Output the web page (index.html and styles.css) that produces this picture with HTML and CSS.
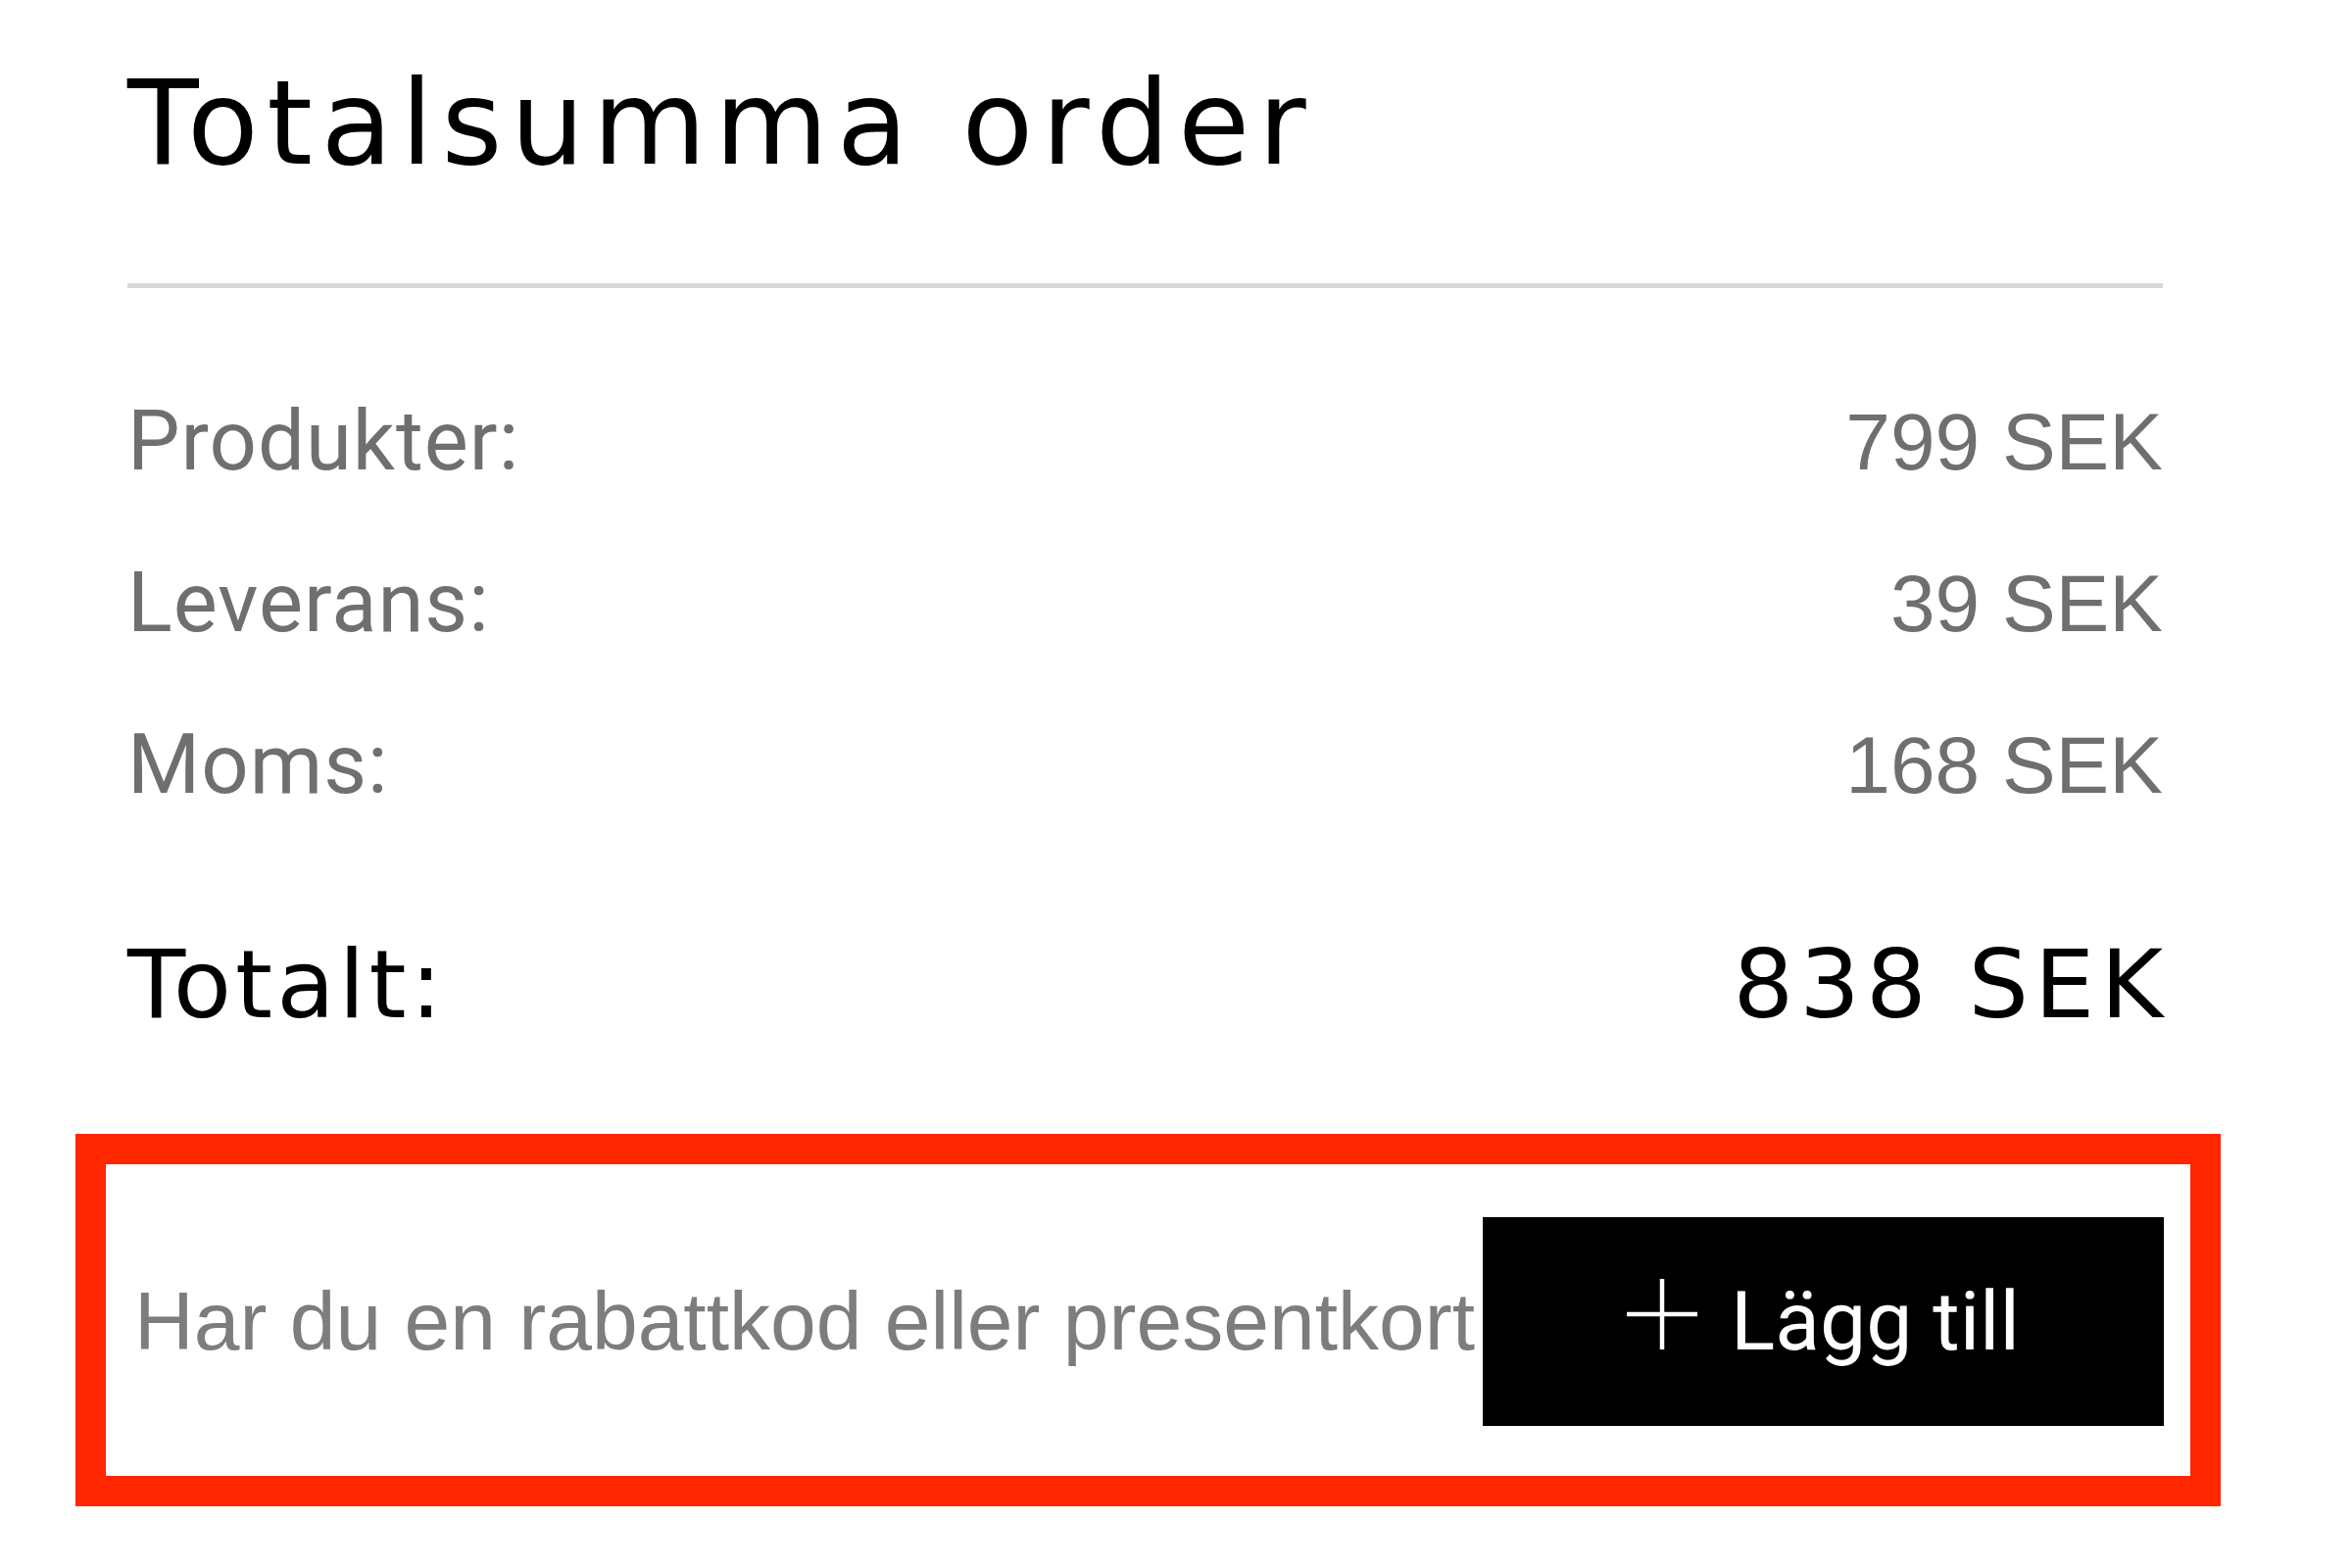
FILE: index.html
```html
<!DOCTYPE html>
<html lang="sv">
<head>
  <meta charset="UTF-8">
  <meta name="viewport" content="width=device-width, initial-scale=1.0">
  <title>Totalsumma order</title>
  <link rel="stylesheet" href="styles.css">
</head>
<body>
  <section class="summary">
    <h1 class="summary-title">Totalsumma order</h1>
    <hr class="divider">

    <div class="lines">
      <div class="line">
        <span class="line-label">Produkter:</span>
        <span class="line-value">799 SEK</span>
      </div>
      <div class="line">
        <span class="line-label">Leverans:</span>
        <span class="line-value">39 SEK</span>
      </div>
      <div class="line">
        <span class="line-label">Moms:</span>
        <span class="line-value">168 SEK</span>
      </div>
    </div>

    <div class="total">
      <span class="total-label">Totalt:</span>
      <span class="total-value">838 SEK</span>
    </div>

    <!-- discount code / gift card -->
    <form class="promo">
      <input class="promo-input" type="text" placeholder="Har du en rabattkod eller presentkort?">
      <button class="promo-button" type="button">
        <svg class="plus" viewBox="0 0 72 72" width="72" height="72">
          <path d="M36 0V72M0 36H72" stroke="#fff" stroke-width="4.5" fill="none"/>
        </svg>
        <span>Lägg till</span>
      </button>
    </form>
  </section>
</body>
</html>
```

FILE: styles.css
```css
body {
  margin: 0;
  background-color: #fff;
  color: #000;
}
.summary {
  margin-left: 130px;
  width: 2077px;
}
.summary-title {
  font-family: "DejaVu Sans", sans-serif;
  font-weight: normal;
  font-size: 119px;
  line-height: 1;
  letter-spacing: 8.5px;
  margin: 67px 0 0;
}
.divider {
  border: none;
  height: 5px;
  background-color: #d8d8d8;
  margin: 103px 0 0;
}
.lines {
  margin-top: 74px;
}
.line {
  display: flex;
  justify-content: space-between;
  align-items: baseline;
  height: 165px;
  line-height: 165px;
  color: #6f6f6f;
}
.line-label {
  font-family: Roboto, "Liberation Sans", sans-serif;
  font-size: 85px;
  letter-spacing: 1px;
}
.line-value {
  font-family: "Liberation Sans", Arial, sans-serif;
  font-size: 82px;
}
.total {
  display: flex;
  justify-content: space-between;
  align-items: baseline;
  font-family: "DejaVu Sans", sans-serif;
  font-size: 97px;
  line-height: 120px;
  margin-top: 82px;
}
.total-label {
  letter-spacing: 4px;
}
.total-value {
  letter-spacing: 6px;
  margin-right: -6px;
}
.promo {
  display: flex;
  box-sizing: border-box;
  margin: 92px -59px 0 -53px;
  padding: 54px 27px 51px 29px;
  border: 31px solid #ff2600;
}
.promo-input {
  flex: 1;
  min-width: 0;
  border: none;
  outline: none;
  padding: 0 5px 0 0;
  margin: 0;
  background: transparent;
  font-family: "Liberation Sans", Arial, sans-serif;
  font-size: 84px;
  color: #000;
}
.promo-input::placeholder {
  color: #7d7d7d;
}
.promo-button {
  display: flex;
  align-items: center;
  justify-content: center;
  gap: 34px;
  width: 695px;
  height: 213px;
  padding: 0;
  border: none;
  background-color: #000;
  color: #fff;
  font-family: Roboto, "Liberation Sans", sans-serif;
  font-size: 84px;
  line-height: 1;
  cursor: pointer;
}
.plus {
  display: block;
  margin-bottom: 15px;
}
```
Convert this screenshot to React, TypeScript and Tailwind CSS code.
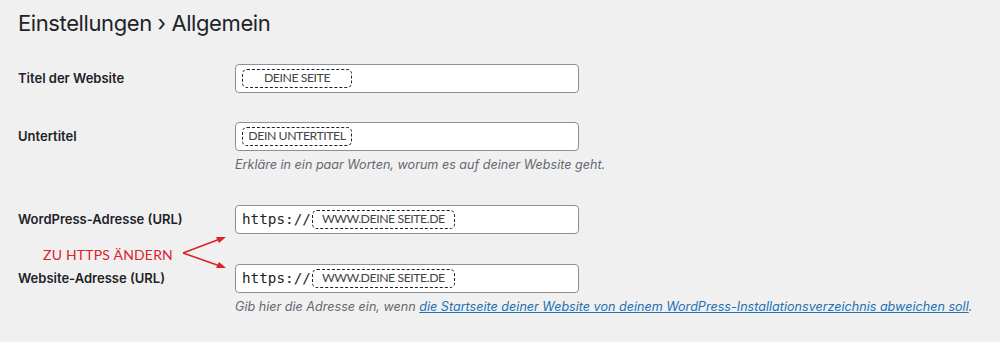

☆ ☆ ☆

What you have to do: Gather each line in these records that contains the string "styles".

Solution below:
Output the web page (index.html and styles.css) that produces this picture with HTML and CSS.
  <link rel="stylesheet" href="styles.css">
FILE: styles.css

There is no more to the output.